PROVIDED MATERIAL ::
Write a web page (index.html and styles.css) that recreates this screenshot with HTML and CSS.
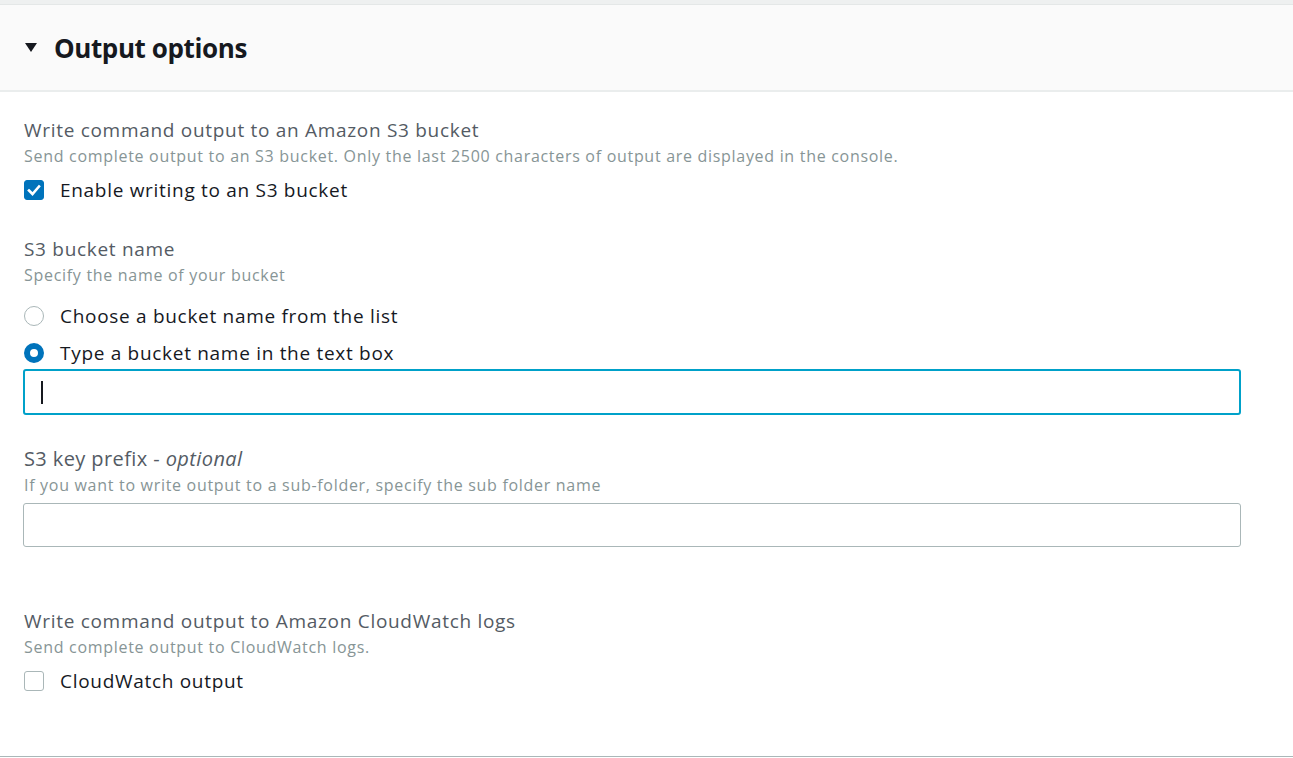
FILE: index.html
```html
<!DOCTYPE html>
<html>
<head>
<meta charset="utf-8">
<link rel="stylesheet" href="styles.css">
</head>
<body>
<div class="panel">
  <div class="panel-header">
    <svg class="caret-icon" width="14" height="12" viewBox="0 0 14 12"><polygon points="1,2 13,2 7,11" fill="#16191f"/></svg>
    <h2 class="panel-title">Output options</h2>
  </div>
  <div class="panel-body">
    <div class="field first">
      <div class="label">Write command output to an Amazon S3 bucket</div>
      <div class="desc">Send complete output to an S3 bucket. Only the last 2500 characters of output are displayed in the console.</div>
      <div class="option cb-row">
        <span class="checkbox checked">
          <svg width="20" height="20" viewBox="0 0 20 20"><polyline points="5,10.5 8.5,14 15,6.5" fill="none" stroke="#fff" stroke-width="2.6" stroke-linecap="square"/></svg>
        </span>
        <span class="opt-label">Enable writing to an S3 bucket</span>
      </div>
    </div>

    <div class="field bucket">
      <div class="label">S3 bucket name</div>
      <div class="desc">Specify the name of your bucket</div>
      <div class="option radio-row first-radio">
        <span class="radio"></span>
        <span class="opt-label">Choose a bucket name from the list</span>
      </div>
      <div class="option radio-row second-radio">
        <span class="radio checked"></span>
        <span class="opt-label">Type a bucket name in the text box</span>
      </div>
      <div class="input focused"><span class="text-caret"></span></div>
    </div>

    <div class="field prefix">
      <div class="label alt">S3 key prefix - <i>optional</i></div>
      <div class="desc">If you want to write output to a sub-folder, specify the sub folder name</div>
      <div class="input plain"></div>
    </div>

    <div class="field cloudwatch">
      <div class="label">Write command output to Amazon CloudWatch logs</div>
      <div class="desc">Send complete output to CloudWatch logs.</div>
      <div class="option cb-row">
        <span class="checkbox"></span>
        <span class="opt-label">CloudWatch output</span>
      </div>
    </div>
  </div>
</div>
</body>
</html>
```
FILE: styles.css
```css
html, body {
  margin: 0;
  padding: 0;
  background: #ffffff;
}
body {
  font-family: "Open Sans", "Noto Sans", "Liberation Sans", sans-serif;
  color: #16191f;
  width: 1293px;
  height: 758px;
  overflow: hidden;
}
.panel {
  border-top: 4px solid #eef0f0;
  border-bottom: 1px solid #aab7b8;
}
.panel-header {
  background: #fafafa;
  border-top: 1px solid #e4e7e7;
  border-bottom: 2px solid #eaeded;
  display: flex;
  align-items: center;
  padding: 0 24px 0 24px;
  box-sizing: border-box;
  height: 88px;
}
.caret-icon {
  display: block;
  margin-right: 16px;
  margin-top: -2px;
}
.panel-title {
  margin: 0;
  font-size: 26px;
  font-weight: 700;
  color: #16191f;
  letter-spacing: -0.4px;
  line-height: 30px;
}
.panel-body {
  padding: 25px 52px 60px 24px;
}
.label {
  font-size: 19px;
  line-height: 26px;
  letter-spacing: 0.7px;
  color: #545b64;
}
.desc {
  font-size: 16px;
  line-height: 26px;
  letter-spacing: 0.7px;
  color: #879596;
}
.label.alt {
  font-size: 20px;
  letter-spacing: 0.4px;
}
.option {
  display: flex;
  align-items: center;
  height: 30px;
}
.opt-label {
  font-size: 19px;
  letter-spacing: 0.7px;
  color: #16191f;
  margin-left: 16px;
}
.cb-row {
  margin-top: 6px;
}
.checkbox {
  width: 20px;
  height: 20px;
  box-sizing: border-box;
  border: 1px solid #aab7b8;
  border-radius: 3px;
  background: #fff;
  display: block;
  flex: none;
}
.checkbox.checked {
  background: #0073bb;
  border-color: #0073bb;
}
.checkbox svg {
  display: block;
  margin: -1px;
}
.radio {
  width: 20px;
  height: 20px;
  box-sizing: border-box;
  border: 1px solid #aab7b8;
  border-radius: 50%;
  background: #fff;
  display: block;
  flex: none;
}
.radio.checked {
  border: 6px solid #0073bb;
}
.field.bucket {
  margin-top: 31px;
}
.first-radio {
  margin-top: 13px;
}
.second-radio {
  margin-top: 7px;
}
.input {
  box-sizing: border-box;
  width: 1218px;
  margin-left: -1px;
  border-radius: 3px;
  background: #fff;
  display: flex;
  align-items: center;
}
.input.focused {
  height: 46px;
  margin-top: 1px;
  border: 2px solid #00a1c9;
  padding-left: 16px;
}
.text-caret {
  display: block;
  width: 2px;
  height: 23px;
  background: #16191f;
}
.input.plain {
  height: 44px;
  margin-top: 5px;
  border: 1px solid #aab7b8;
}
.field.prefix {
  margin-top: 31px;
}
.field.cloudwatch {
  margin-top: 61px;
}
```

AIM :: Tally the lines containing "styles". Provide the number without any other words.

EXERCISE RESPONSE :: 3